API architecture should expose reusable services for project creation, vendor synchronization, commitment updates, budget revisions, invoice status, and change order lifecycle events. Middleware modernization then provides the control plane for mapping, retries, exception handling, throttling, security, and observability. This is especially important when integrating cloud ERP platforms with SaaS construction applications that have different data models, rate limits, and release cycles.
| Integration Pattern | Best Fit in Construction | Strength | Tradeoff |
|---|---|---|---|
| Batch synchronization | Nightly financial reconciliation and historical loads | Simple and cost-efficient | Limited timeliness for operational decisions |
| API-led integration | Project setup, vendor sync, commitment and invoice workflows | Reusable and governed connectivity | Requires stronger API lifecycle discipline |
| Event-driven integration | Schedule changes, approvals, field progress, procurement alerts | Faster operational responsiveness | Needs mature event governance and monitoring |
| Hybrid integration architecture | Mixed legacy ERP and modern SaaS portfolios | Practical modernization path | Higher architecture complexity if unmanaged |
Realistic enterprise scenario: aligning project controls across a multi-region contractor
Consider a contractor operating across commercial, civil, and industrial projects in multiple regions. The organization uses a cloud ERP for finance and procurement, a specialized scheduling platform for critical path management, a cost control application for forecasting and change management, and mobile field tools for daily reporting. Each region has historically configured workflows differently, resulting in inconsistent cost code structures, delayed commitment updates, and conflicting progress reports.
A modernization program begins by defining a governed enterprise data model for project identifiers, cost categories, vendors, contract packages, and approval states. SysGenPro-style integration architecture would then implement middleware-based orchestration so that new projects created in ERP automatically provision structures in scheduling and cost systems, approved commitments flow back to ERP, field progress updates trigger forecast review events, and schedule milestone changes inform executive dashboards.
The result is not perfect real-time synchronization of every record. Instead, the enterprise gains controlled alignment of the data that matters most to financial accuracy and project execution. Exception queues identify failed mappings, observability dashboards show latency and reconciliation status, and governance policies define which system owns each data element. This is the practical path to connected operational intelligence.
Cloud ERP modernization and SaaS platform integration considerations
Cloud ERP modernization in construction often exposes integration weaknesses that were previously hidden inside on-premise customizations. As organizations move finance, procurement, or project accounting to cloud platforms, they must redesign how external systems connect, authenticate, exchange data, and handle version changes. This is why cloud modernization strategy should include integration lifecycle governance from the start rather than treating interfaces as a downstream technical task.
SaaS platform integration adds another layer of complexity.
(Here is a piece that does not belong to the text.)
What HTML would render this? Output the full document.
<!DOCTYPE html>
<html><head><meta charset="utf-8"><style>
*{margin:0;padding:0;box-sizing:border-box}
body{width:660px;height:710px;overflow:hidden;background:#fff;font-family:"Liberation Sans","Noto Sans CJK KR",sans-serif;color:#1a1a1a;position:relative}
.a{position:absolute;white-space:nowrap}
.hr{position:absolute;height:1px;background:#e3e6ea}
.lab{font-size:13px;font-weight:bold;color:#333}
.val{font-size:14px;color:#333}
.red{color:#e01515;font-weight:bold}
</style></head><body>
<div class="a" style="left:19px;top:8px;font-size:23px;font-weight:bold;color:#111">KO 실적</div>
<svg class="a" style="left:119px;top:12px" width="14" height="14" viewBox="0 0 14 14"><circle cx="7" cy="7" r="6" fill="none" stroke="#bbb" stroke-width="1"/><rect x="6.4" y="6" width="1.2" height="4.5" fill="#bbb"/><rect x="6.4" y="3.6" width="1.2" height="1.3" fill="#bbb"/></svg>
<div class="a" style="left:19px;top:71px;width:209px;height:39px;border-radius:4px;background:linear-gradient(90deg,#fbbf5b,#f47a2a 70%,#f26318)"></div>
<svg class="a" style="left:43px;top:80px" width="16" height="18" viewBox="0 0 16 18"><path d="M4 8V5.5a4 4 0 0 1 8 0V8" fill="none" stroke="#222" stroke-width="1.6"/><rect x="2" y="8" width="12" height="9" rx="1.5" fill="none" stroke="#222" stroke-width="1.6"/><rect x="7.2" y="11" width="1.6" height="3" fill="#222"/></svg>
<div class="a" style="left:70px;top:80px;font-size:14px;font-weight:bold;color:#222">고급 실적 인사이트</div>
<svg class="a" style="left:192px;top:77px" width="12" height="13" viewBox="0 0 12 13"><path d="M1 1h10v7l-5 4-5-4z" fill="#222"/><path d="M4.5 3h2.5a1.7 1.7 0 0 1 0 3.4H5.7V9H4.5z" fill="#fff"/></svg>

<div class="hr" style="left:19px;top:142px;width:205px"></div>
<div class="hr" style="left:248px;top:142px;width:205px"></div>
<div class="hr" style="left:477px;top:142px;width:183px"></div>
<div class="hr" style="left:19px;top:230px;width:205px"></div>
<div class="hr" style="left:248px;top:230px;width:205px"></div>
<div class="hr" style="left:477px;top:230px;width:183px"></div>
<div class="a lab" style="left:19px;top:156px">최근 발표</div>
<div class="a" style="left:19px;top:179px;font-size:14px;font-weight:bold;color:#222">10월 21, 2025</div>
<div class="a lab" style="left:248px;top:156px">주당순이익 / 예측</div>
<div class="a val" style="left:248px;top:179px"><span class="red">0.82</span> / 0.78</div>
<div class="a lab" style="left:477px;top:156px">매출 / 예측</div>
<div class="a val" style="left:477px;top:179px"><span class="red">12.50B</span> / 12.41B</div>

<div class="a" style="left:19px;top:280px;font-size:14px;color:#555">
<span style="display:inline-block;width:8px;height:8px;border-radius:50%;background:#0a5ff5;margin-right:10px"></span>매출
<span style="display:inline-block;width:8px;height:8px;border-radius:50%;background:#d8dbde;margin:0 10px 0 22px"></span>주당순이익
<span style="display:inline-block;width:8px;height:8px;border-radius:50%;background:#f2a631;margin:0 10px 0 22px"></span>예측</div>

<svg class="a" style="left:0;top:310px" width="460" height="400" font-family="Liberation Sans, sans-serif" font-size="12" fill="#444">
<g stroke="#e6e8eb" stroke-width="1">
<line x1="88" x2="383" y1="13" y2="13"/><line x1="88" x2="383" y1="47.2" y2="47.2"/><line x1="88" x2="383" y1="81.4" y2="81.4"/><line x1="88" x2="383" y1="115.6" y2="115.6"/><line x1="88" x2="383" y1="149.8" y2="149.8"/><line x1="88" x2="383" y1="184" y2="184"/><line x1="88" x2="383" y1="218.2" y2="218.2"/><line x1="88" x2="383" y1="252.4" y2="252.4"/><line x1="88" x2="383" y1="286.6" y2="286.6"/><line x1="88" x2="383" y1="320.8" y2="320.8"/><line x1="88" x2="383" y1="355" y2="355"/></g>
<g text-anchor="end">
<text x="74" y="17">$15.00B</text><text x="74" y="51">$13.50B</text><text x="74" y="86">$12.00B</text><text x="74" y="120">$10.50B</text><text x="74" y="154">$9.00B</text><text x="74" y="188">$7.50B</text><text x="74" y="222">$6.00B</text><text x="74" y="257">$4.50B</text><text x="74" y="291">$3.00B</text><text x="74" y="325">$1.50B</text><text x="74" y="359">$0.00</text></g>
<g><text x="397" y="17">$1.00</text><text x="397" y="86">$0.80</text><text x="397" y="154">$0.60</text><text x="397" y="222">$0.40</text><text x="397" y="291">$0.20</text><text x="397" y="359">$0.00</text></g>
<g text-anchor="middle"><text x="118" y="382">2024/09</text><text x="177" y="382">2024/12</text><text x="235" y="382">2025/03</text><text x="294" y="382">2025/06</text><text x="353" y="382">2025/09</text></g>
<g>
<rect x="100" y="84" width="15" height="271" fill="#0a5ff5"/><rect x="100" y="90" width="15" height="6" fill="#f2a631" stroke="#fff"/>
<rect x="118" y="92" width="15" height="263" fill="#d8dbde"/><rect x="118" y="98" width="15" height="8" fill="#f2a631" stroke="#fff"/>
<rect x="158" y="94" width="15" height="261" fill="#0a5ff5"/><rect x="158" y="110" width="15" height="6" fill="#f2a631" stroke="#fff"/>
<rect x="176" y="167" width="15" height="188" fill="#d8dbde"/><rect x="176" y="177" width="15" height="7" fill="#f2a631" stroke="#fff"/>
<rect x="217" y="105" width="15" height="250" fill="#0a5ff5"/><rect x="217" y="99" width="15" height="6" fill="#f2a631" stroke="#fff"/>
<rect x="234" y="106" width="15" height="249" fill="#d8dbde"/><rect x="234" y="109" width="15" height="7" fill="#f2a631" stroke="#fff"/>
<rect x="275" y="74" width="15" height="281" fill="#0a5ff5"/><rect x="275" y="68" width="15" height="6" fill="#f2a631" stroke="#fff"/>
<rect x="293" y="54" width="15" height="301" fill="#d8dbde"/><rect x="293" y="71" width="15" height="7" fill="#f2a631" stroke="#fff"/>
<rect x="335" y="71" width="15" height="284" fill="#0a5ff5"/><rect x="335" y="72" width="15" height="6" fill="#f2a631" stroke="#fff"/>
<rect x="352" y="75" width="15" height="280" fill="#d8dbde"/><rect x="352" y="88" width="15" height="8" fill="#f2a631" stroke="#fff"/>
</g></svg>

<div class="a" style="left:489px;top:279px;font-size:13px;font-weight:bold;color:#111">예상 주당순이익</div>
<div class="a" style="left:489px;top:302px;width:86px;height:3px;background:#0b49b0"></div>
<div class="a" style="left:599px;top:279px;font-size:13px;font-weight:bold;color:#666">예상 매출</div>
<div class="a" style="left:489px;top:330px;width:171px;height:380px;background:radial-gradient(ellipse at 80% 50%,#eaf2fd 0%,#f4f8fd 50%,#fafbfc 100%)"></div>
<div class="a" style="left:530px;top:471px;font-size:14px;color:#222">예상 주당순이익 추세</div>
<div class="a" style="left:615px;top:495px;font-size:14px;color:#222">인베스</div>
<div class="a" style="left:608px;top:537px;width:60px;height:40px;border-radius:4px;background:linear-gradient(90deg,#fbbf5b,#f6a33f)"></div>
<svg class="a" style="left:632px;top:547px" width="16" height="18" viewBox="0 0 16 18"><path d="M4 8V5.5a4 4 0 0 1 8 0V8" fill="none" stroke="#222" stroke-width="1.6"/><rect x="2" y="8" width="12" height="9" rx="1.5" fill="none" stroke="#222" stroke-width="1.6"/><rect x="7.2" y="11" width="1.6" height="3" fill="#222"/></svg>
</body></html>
Construction SaaS vendors frequently provide strong functional depth but limited standardization across APIs, webhooks, bulk data services, and metadata models. Enterprises need an abstraction layer that shields core ERP processes from vendor-specific changes. They also need release management discipline so that upstream SaaS updates do not silently break downstream cost reporting or approval workflows.
- Use canonical project and cost structures to reduce vendor-specific mapping sprawl
- Implement API version governance and regression testing for SaaS platform changes
- Design for asynchronous processing where field and mobile connectivity is unreliable
- Instrument integration flows with business-level observability, not only technical logs
- Plan coexistence between legacy interfaces and cloud-native integration frameworks during migration
Governance, resilience, and operational visibility recommendations
Construction integration programs often fail because governance is too weak, not because technology is unavailable. Enterprises need clear ownership for master data, interface contracts, exception handling, and release approvals. Without that discipline, even well-designed APIs and middleware services degrade into fragmented operational dependencies.
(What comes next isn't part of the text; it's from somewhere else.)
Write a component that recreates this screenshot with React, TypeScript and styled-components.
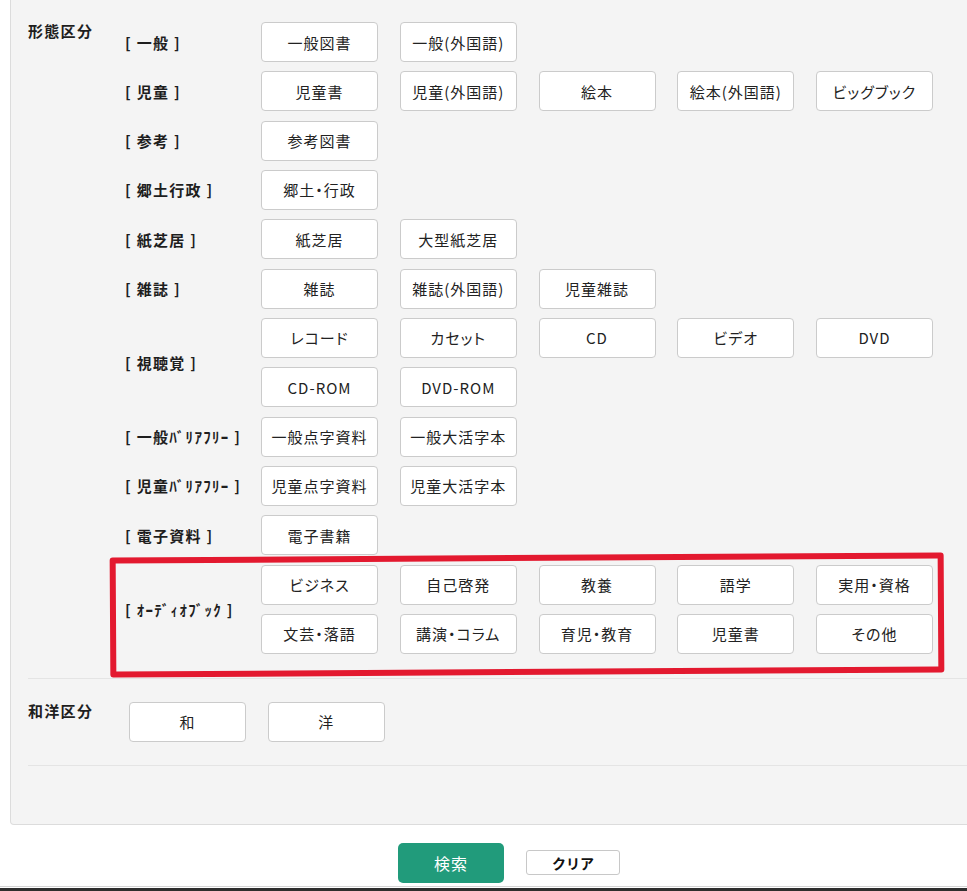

Operational resilience should be designed into the integration layer. That means idempotent processing for duplicate events, retry policies for transient SaaS failures, dead-letter handling for invalid payloads, reconciliation jobs for financial completeness, and role-based alerting for business-critical exceptions. In project-driven environments, resilience is especially important at month-end close, payroll cutoffs, subcontractor billing cycles, and major schedule revisions.
Operational visibility must also extend beyond uptime metrics. Executives and project controls leaders need to know whether commitments posted today reached ERP, whether approved change orders updated forecasts, whether schedule milestones triggered downstream notifications, and whether regional business units are following the same integration policies. Enterprise observability systems should therefore combine technical telemetry with business process status.
Scalability and executive guidance for construction enterprises
Scalability in construction integration is not only about transaction volume. It is about supporting more projects, more joint ventures, more subcontractors, more regional operating models, and more acquired platforms without multiplying integration debt. A scalable systems integration strategy uses reusable APIs, shared transformation services, policy-driven security, and standardized orchestration patterns so new project systems can be onboarded faster.
Executives should prioritize a phased roadmap. Start with the workflows that most directly affect financial integrity and project predictability: project master setup, cost code alignment, commitments, invoices, change orders, and forecast synchronization. Then expand into schedule events, field productivity signals, procurement milestones, and portfolio analytics. This sequencing delivers operational ROI while reducing the risk of over-engineering.
For SysGenPro, the strategic position is clear: construction platform integration should be treated as enterprise interoperability infrastructure. When ERP, scheduling, and cost control systems are connected through governed middleware, API architecture, and operational workflow synchronization, organizations gain faster reporting, stronger controls, better forecasting, and a more resilient foundation for cloud ERP modernization and connected enterprise systems growth.